• [PROMPT]: Copy the data that follows, character for character, minus the pictures.

* Begin AVAILABLE DATA *

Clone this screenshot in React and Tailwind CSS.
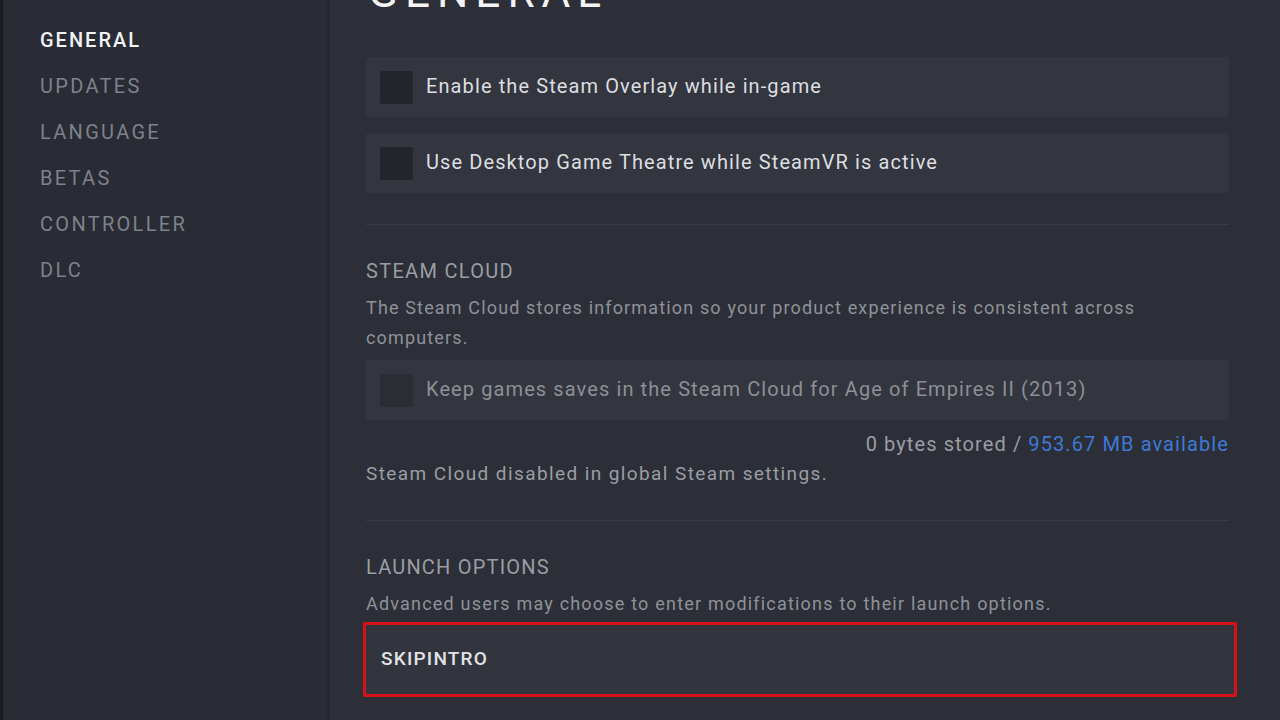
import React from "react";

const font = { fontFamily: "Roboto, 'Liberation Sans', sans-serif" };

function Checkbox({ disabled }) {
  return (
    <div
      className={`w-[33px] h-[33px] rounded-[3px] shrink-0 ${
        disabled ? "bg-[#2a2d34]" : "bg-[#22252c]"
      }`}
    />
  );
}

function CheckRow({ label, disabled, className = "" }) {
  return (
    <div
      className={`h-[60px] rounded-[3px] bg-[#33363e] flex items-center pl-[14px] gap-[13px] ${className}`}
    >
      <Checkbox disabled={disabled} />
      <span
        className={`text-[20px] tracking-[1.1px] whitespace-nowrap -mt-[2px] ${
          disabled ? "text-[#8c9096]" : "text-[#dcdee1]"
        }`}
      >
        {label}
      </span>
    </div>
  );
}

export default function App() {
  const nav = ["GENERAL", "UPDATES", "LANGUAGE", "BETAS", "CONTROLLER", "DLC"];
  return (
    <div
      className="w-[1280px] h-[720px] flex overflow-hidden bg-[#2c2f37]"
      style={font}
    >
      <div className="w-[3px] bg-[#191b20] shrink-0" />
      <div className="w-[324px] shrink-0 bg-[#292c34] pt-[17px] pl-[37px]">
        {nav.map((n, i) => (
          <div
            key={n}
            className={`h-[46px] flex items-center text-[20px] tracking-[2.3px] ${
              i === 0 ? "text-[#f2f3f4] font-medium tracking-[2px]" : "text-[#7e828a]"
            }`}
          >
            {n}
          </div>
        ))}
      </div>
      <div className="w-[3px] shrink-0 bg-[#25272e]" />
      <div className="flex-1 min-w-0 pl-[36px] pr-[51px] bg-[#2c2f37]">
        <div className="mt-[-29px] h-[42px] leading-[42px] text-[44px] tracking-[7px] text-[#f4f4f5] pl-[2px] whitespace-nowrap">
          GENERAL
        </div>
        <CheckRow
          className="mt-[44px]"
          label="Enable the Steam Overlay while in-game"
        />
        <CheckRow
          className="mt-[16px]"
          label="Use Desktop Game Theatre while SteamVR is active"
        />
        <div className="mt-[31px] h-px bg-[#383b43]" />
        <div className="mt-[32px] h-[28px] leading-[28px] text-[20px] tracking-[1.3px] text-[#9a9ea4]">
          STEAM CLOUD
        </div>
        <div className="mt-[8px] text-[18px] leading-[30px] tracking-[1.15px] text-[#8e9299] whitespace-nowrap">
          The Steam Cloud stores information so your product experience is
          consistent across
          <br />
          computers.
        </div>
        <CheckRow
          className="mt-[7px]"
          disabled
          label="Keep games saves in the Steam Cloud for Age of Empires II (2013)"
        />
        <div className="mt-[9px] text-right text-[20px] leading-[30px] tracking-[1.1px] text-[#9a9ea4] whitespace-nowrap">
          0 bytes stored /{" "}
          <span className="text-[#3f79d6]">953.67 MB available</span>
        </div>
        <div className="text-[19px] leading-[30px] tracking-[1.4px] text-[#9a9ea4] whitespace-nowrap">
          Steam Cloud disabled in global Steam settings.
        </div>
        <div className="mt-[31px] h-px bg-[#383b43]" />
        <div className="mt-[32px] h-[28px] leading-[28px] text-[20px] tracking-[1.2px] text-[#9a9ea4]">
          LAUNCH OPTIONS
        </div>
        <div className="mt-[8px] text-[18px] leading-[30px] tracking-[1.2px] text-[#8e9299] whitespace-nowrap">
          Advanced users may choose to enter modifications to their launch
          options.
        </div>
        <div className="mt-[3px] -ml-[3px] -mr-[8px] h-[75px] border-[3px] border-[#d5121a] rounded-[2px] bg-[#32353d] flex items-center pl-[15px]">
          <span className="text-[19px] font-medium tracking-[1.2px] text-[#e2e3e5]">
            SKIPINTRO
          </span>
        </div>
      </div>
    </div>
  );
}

* End AVAILABLE DATA *

• [SOLUTION TO THE PROBLEM]:
Clone this screenshot in React and Tailwind CSS.
import React from "react";

const font = { fontFamily: "Roboto, 'Liberation Sans', sans-serif" };

function Checkbox({ disabled }) {
  return (
    <div
      className={`w-[33px] h-[33px] rounded-[3px] shrink-0 ${
        disabled ? "bg-[#2a2d34]" : "bg-[#22252c]"
      }`}
    />
  );
}

function CheckRow({ label, disabled, className = "" }) {
  return (
    <div
      className={`h-[60px] rounded-[3px] bg-[#33363e] flex items-center pl-[14px] gap-[13px] ${className}`}
    >
      <Checkbox disabled={disabled} />
      <span
        className={`text-[20px] tracking-[1.1px] whitespace-nowrap -mt-[2px] ${
          disabled ? "text-[#8c9096]" : "text-[#dcdee1]"
        }`}
      >
        {label}
      </span>
    </div>
  );
}

export default function App() {
  const nav = ["GENERAL", "UPDATES", "LANGUAGE", "BETAS", "CONTROLLER", "DLC"];
  return (
    <div
      className="w-[1280px] h-[720px] flex overflow-hidden bg-[#2c2f37]"
      style={font}
    >
      <div className="w-[3px] bg-[#191b20] shrink-0" />
      <div className="w-[324px] shrink-0 bg-[#292c34] pt-[17px] pl-[37px]">
        {nav.map((n, i) => (
          <div
            key={n}
            className={`h-[46px] flex items-center text-[20px] tracking-[2.3px] ${
              i === 0 ? "text-[#f2f3f4] font-medium tracking-[2px]" : "text-[#7e828a]"
            }`}
          >
            {n}
          </div>
        ))}
      </div>
      <div className="w-[3px] shrink-0 bg-[#25272e]" />
      <div className="flex-1 min-w-0 pl-[36px] pr-[51px] bg-[#2c2f37]">
        <div className="mt-[-29px] h-[42px] leading-[42px] text-[44px] tracking-[7px] text-[#f4f4f5] pl-[2px] whitespace-nowrap">
          GENERAL
        </div>
        <CheckRow
          className="mt-[44px]"
          label="Enable the Steam Overlay while in-game"
        />
        <CheckRow
          className="mt-[16px]"
          label="Use Desktop Game Theatre while SteamVR is active"
        />
        <div className="mt-[31px] h-px bg-[#383b43]" />
        <div className="mt-[32px] h-[28px] leading-[28px] text-[20px] tracking-[1.3px] text-[#9a9ea4]">
          STEAM CLOUD
        </div>
        <div className="mt-[8px] text-[18px] leading-[30px] tracking-[1.15px] text-[#8e9299] whitespace-nowrap">
          The Steam Cloud stores information so your product experience is
          consistent across
          <br />
          computers.
        </div>
        <CheckRow
          className="mt-[7px]"
          disabled
          label="Keep games saves in the Steam Cloud for Age of Empires II (2013)"
        />
        <div className="mt-[9px] text-right text-[20px] leading-[30px] tracking-[1.1px] text-[#9a9ea4] whitespace-nowrap">
          0 bytes stored /{" "}
          <span className="text-[#3f79d6]">953.67 MB available</span>
        </div>
        <div className="text-[19px] leading-[30px] tracking-[1.4px] text-[#9a9ea4] whitespace-nowrap">
          Steam Cloud disabled in global Steam settings.
        </div>
        <div className="mt-[31px] h-px bg-[#383b43]" />
        <div className="mt-[32px] h-[28px] leading-[28px] text-[20px] tracking-[1.2px] text-[#9a9ea4]">
          LAUNCH OPTIONS
        </div>
        <div className="mt-[8px] text-[18px] leading-[30px] tracking-[1.2px] text-[#8e9299] whitespace-nowrap">
          Advanced users may choose to enter modifications to their launch
          options.
        </div>
        <div className="mt-[3px] -ml-[3px] -mr-[8px] h-[75px] border-[3px] border-[#d5121a] rounded-[2px] bg-[#32353d] flex items-center pl-[15px]">
          <span className="text-[19px] font-medium tracking-[1.2px] text-[#e2e3e5]">
            SKIPINTRO
          </span>
        </div>
      </div>
    </div>
  );
}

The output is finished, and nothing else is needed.